#### What the exercise asks
Images are not part of the copy; transcribe all the data exactly.

#### Stored data
---*---
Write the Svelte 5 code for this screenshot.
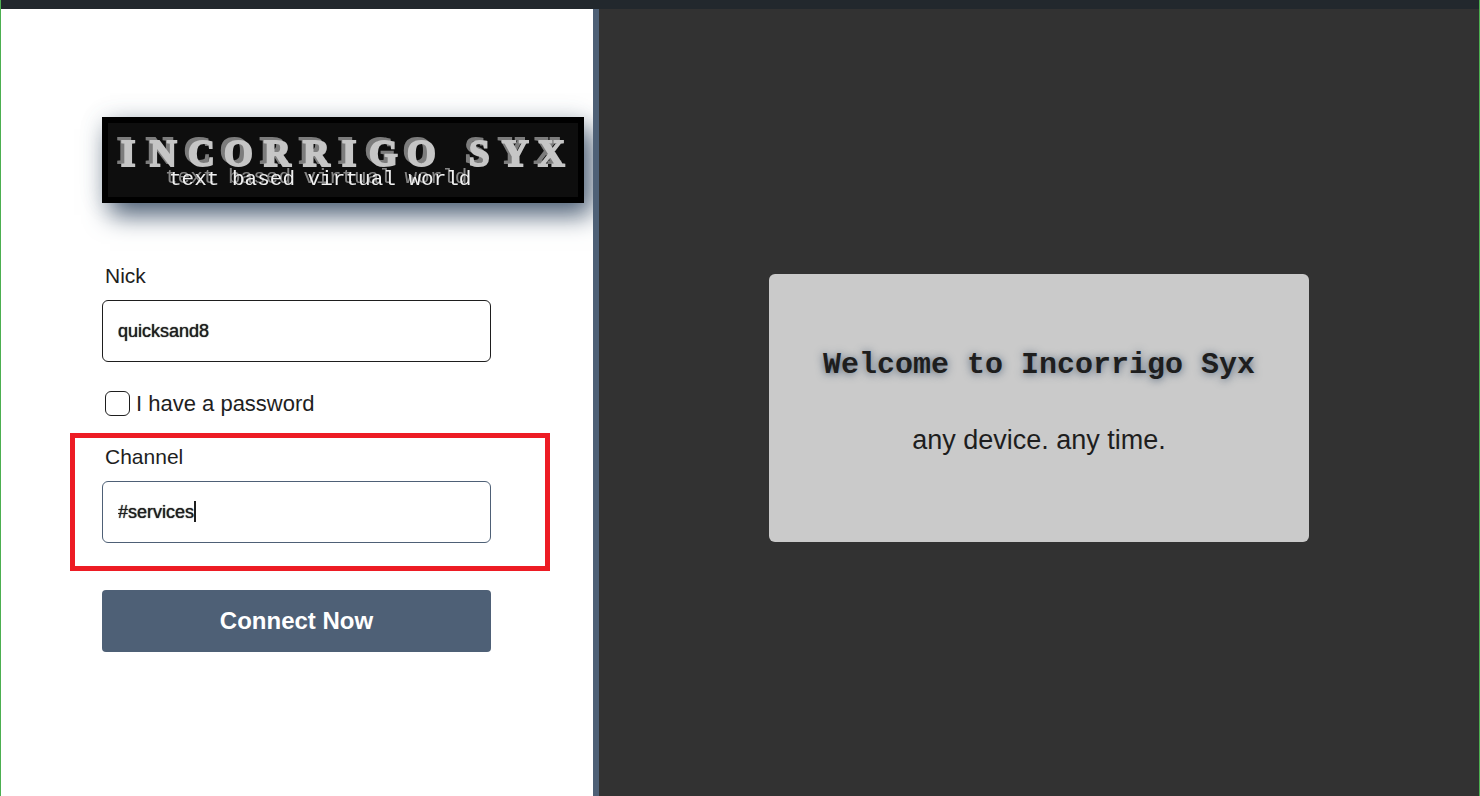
<script lang="ts">
  let nick = 'quicksand8';
  let channel = '#services';
  let hasPassword = false;

  const logoTitle = 'INCORRIGOSYX';
  // One x position for each letter of the title
  const logoLetters = [13, 42, 80, 116, 156, 195, 234, 261, 299, 361, 394, 430];
  const logoTagline = 'text based virtual world';
</script>

<div class="app">
  <div class="topbar"></div>

  <main class="startup">
    <section class="startup-left">
      <form class="connect-form" onsubmit={(e) => e.preventDefault()}>
        <svg class="logo" viewBox="0 0 470 74" role="img" aria-label="Incorrigo Syx">
          <rect width="470" height="74" fill="#0e0e0e" />
          <text class="logo-title" x={logoLetters.join(' ')} y="43">{logoTitle}</text>
          <text class="logo-tagline" x="61" y="62">{logoTagline}</text>
        </svg>

        <div class="field">
          <label for="nick">Nick</label>
          <input id="nick" type="text" bind:value={nick} />
        </div>

        <label class="password-toggle">
          <input type="checkbox" bind:checked={hasPassword} />
          <span>I have a password</span>
        </label>

        <div class="field">
          <label for="channel">Channel</label>
          <div class="input-wrap">
            <input id="channel" class="active" type="text" bind:value={channel} />
            <span class="caret"></span>
          </div>
          <div class="highlight"></div>
        </div>

        <button type="submit">Connect Now</button>
      </form>
    </section>

    <section class="startup-right">
      <div class="info">
        <h1>Welcome to Incorrigo Syx</h1>
        <p>any device. any time.</p>
      </div>
    </section>
  </main>
</div>

<style>
  .app {
    min-height: 100vh;
    box-sizing: border-box;
    display: flex;
    flex-direction: column;
    border: solid #4caf50;
    border-width: 0 1px;
    font-family: 'Liberation Sans', Arial, sans-serif;
    color: #1e1e1e;
  }

  .topbar {
    height: 9px;
    background: #22282d;
  }

  .startup {
    flex: 1;
    display: flex;
  }

  .startup-left {
    flex: 0 0 598px;
    box-sizing: border-box;
    display: flex;
    flex-direction: column;
    justify-content: center;
    padding: 0 102px 36px 101px;
    border-right: 6px solid #4e6076;
    background: #fff;
    overflow: hidden;
  }

  .connect-form {
    display: flex;
    flex-direction: column;
  }

  .logo {
    width: 470px;
    height: 74px;
    margin-bottom: 61px;
    border: 6px solid #000;
    box-shadow: 8px 12px 24px #4e6076, 0 0 24px rgba(78, 96, 118, 0.12);
  }

  .logo-title {
    font-family: 'Liberation Serif', 'Times New Roman', serif;
    font-size: 37px;
    font-weight: bold;
    fill: #c6c6c6;
    stroke: #c6c6c6;
    stroke-width: 2px;
    filter: drop-shadow(-4px -3px 0 #7c7c7c);
  }

  .logo-tagline {
    font-family: 'Liberation Mono', 'Courier New', monospace;
    font-size: 21px;
    fill: #f0f0f0;
    filter: drop-shadow(-4px -2px 0 #858585);
  }

  .field {
    position: relative;
    display: flex;
    flex-direction: column;
    gap: 12px;
  }

  .field label {
    padding-left: 3px;
    font-size: 21px;
    line-height: 24px;
  }

  input[type='text'] {
    width: 100%;
    height: 62px;
    box-sizing: border-box;
    padding: 0 15px;
    border: 1px solid #1e1e1e;
    border-radius: 6px;
    outline: none;
    background: #fff;
    color: inherit;
    font-family: inherit;
    font-size: 18px;
    text-shadow: 0 0 1px #1e1e1e;
  }

  input[type='text'].active {
    border-color: #4e6076;
    caret-color: transparent;
  }

  .input-wrap {
    position: relative;
  }

  .caret {
    position: absolute;
    top: 20px;
    left: 92px;
    width: 2px;
    height: 21px;
    background: #1e1e1e;
  }

  .password-toggle {
    display: flex;
    align-items: center;
    gap: 6px;
    margin: 29px 0;
    padding-left: 3px;
    font-size: 22px;
    line-height: 24px;
  }

  .password-toggle input {
    appearance: none;
    width: 25px;
    height: 25px;
    margin: 0;
    border: 1px solid #1e1e1e;
    border-radius: 6px;
    background: #fff;
  }

  .password-toggle input:checked {
    background: #4e6076;
  }

  .highlight {
    position: absolute;
    inset: -12px -59px -28px -32px;
    border: 5px solid #ed1c24;
    pointer-events: none;
  }

  button {
    height: 62px;
    margin-top: 47px;
    border: none;
    border-radius: 4px;
    background: #4e6076;
    color: #fff;
    font-family: inherit;
    font-size: 24px;
    font-weight: bold;
    cursor: pointer;
  }

  .startup-right {
    flex: 1;
    display: flex;
    align-items: center;
    justify-content: center;
    padding-top: 11px;
    background: #323232;
  }

  .info {
    width: 540px;
    box-sizing: border-box;
    padding: 73px 24px 86px;
    border-radius: 6px;
    background: #cacaca;
    text-align: center;
  }

  .info h1 {
    margin: 0 0 41px;
    font-family: 'Liberation Mono', 'Courier New', monospace;
    font-size: 30px;
    line-height: 36px;
    text-shadow: 0 1px 8px #4e6076;
  }

  .info p {
    margin: 0;
    font-size: 27px;
    line-height: 32px;
  }
</style>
---*---
#### Written answer
Write the Svelte 5 code for this screenshot.
<script lang="ts">
  let nick = 'quicksand8';
  let channel = '#services';
  let hasPassword = false;

  const logoTitle = 'INCORRIGOSYX';
  // One x position for each letter of the title
  const logoLetters = [13, 42, 80, 116, 156, 195, 234, 261, 299, 361, 394, 430];
  const logoTagline = 'text based virtual world';
</script>

<div class="app">
  <div class="topbar"></div>

  <main class="startup">
    <section class="startup-left">
      <form class="connect-form" onsubmit={(e) => e.preventDefault()}>
        <svg class="logo" viewBox="0 0 470 74" role="img" aria-label="Incorrigo Syx">
          <rect width="470" height="74" fill="#0e0e0e" />
          <text class="logo-title" x={logoLetters.join(' ')} y="43">{logoTitle}</text>
          <text class="logo-tagline" x="61" y="62">{logoTagline}</text>
        </svg>

        <div class="field">
          <label for="nick">Nick</label>
          <input id="nick" type="text" bind:value={nick} />
        </div>

        <label class="password-toggle">
          <input type="checkbox" bind:checked={hasPassword} />
          <span>I have a password</span>
        </label>

        <div class="field">
          <label for="channel">Channel</label>
          <div class="input-wrap">
            <input id="channel" class="active" type="text" bind:value={channel} />
            <span class="caret"></span>
          </div>
          <div class="highlight"></div>
        </div>

        <button type="submit">Connect Now</button>
      </form>
    </section>

    <section class="startup-right">
      <div class="info">
        <h1>Welcome to Incorrigo Syx</h1>
        <p>any device. any time.</p>
      </div>
    </section>
  </main>
</div>

<style>
  .app {
    min-height: 100vh;
    box-sizing: border-box;
    display: flex;
    flex-direction: column;
    border: solid #4caf50;
    border-width: 0 1px;
    font-family: 'Liberation Sans', Arial, sans-serif;
    color: #1e1e1e;
  }

  .topbar {
    height: 9px;
    background: #22282d;
  }

  .startup {
    flex: 1;
    display: flex;
  }

  .startup-left {
    flex: 0 0 598px;
    box-sizing: border-box;
    display: flex;
    flex-direction: column;
    justify-content: center;
    padding: 0 102px 36px 101px;
    border-right: 6px solid #4e6076;
    background: #fff;
    overflow: hidden;
  }

  .connect-form {
    display: flex;
    flex-direction: column;
  }

  .logo {
    width: 470px;
    height: 74px;
    margin-bottom: 61px;
    border: 6px solid #000;
    box-shadow: 8px 12px 24px #4e6076, 0 0 24px rgba(78, 96, 118, 0.12);
  }

  .logo-title {
    font-family: 'Liberation Serif', 'Times New Roman', serif;
    font-size: 37px;
    font-weight: bold;
    fill: #c6c6c6;
    stroke: #c6c6c6;
    stroke-width: 2px;
    filter: drop-shadow(-4px -3px 0 #7c7c7c);
  }

  .logo-tagline {
    font-family: 'Liberation Mono', 'Courier New', monospace;
    font-size: 21px;
    fill: #f0f0f0;
    filter: drop-shadow(-4px -2px 0 #858585);
  }

  .field {
    position: relative;
    display: flex;
    flex-direction: column;
    gap: 12px;
  }

  .field label {
    padding-left: 3px;
    font-size: 21px;
    line-height: 24px;
  }

  input[type='text'] {
    width: 100%;
    height: 62px;
    box-sizing: border-box;
    padding: 0 15px;
    border: 1px solid #1e1e1e;
    border-radius: 6px;
    outline: none;
    background: #fff;
    color: inherit;
    font-family: inherit;
    font-size: 18px;
    text-shadow: 0 0 1px #1e1e1e;
  }

  input[type='text'].active {
    border-color: #4e6076;
    caret-color: transparent;
  }

  .input-wrap {
    position: relative;
  }

  .caret {
    position: absolute;
    top: 20px;
    left: 92px;
    width: 2px;
    height: 21px;
    background: #1e1e1e;
  }

  .password-toggle {
    display: flex;
    align-items: center;
    gap: 6px;
    margin: 29px 0;
    padding-left: 3px;
    font-size: 22px;
    line-height: 24px;
  }

  .password-toggle input {
    appearance: none;
    width: 25px;
    height: 25px;
    margin: 0;
    border: 1px solid #1e1e1e;
    border-radius: 6px;
    background: #fff;
  }

  .password-toggle input:checked {
    background: #4e6076;
  }

  .highlight {
    position: absolute;
    inset: -12px -59px -28px -32px;
    border: 5px solid #ed1c24;
    pointer-events: none;
  }

  button {
    height: 62px;
    margin-top: 47px;
    border: none;
    border-radius: 4px;
    background: #4e6076;
    color: #fff;
    font-family: inherit;
    font-size: 24px;
    font-weight: bold;
    cursor: pointer;
  }

  .startup-right {
    flex: 1;
    display: flex;
    align-items: center;
    justify-content: center;
    padding-top: 11px;
    background: #323232;
  }

  .info {
    width: 540px;
    box-sizing: border-box;
    padding: 73px 24px 86px;
    border-radius: 6px;
    background: #cacaca;
    text-align: center;
  }

  .info h1 {
    margin: 0 0 41px;
    font-family: 'Liberation Mono', 'Courier New', monospace;
    font-size: 30px;
    line-height: 36px;
    text-shadow: 0 1px 8px #4e6076;
  }

  .info p {
    margin: 0;
    font-size: 27px;
    line-height: 32px;
  }
</style>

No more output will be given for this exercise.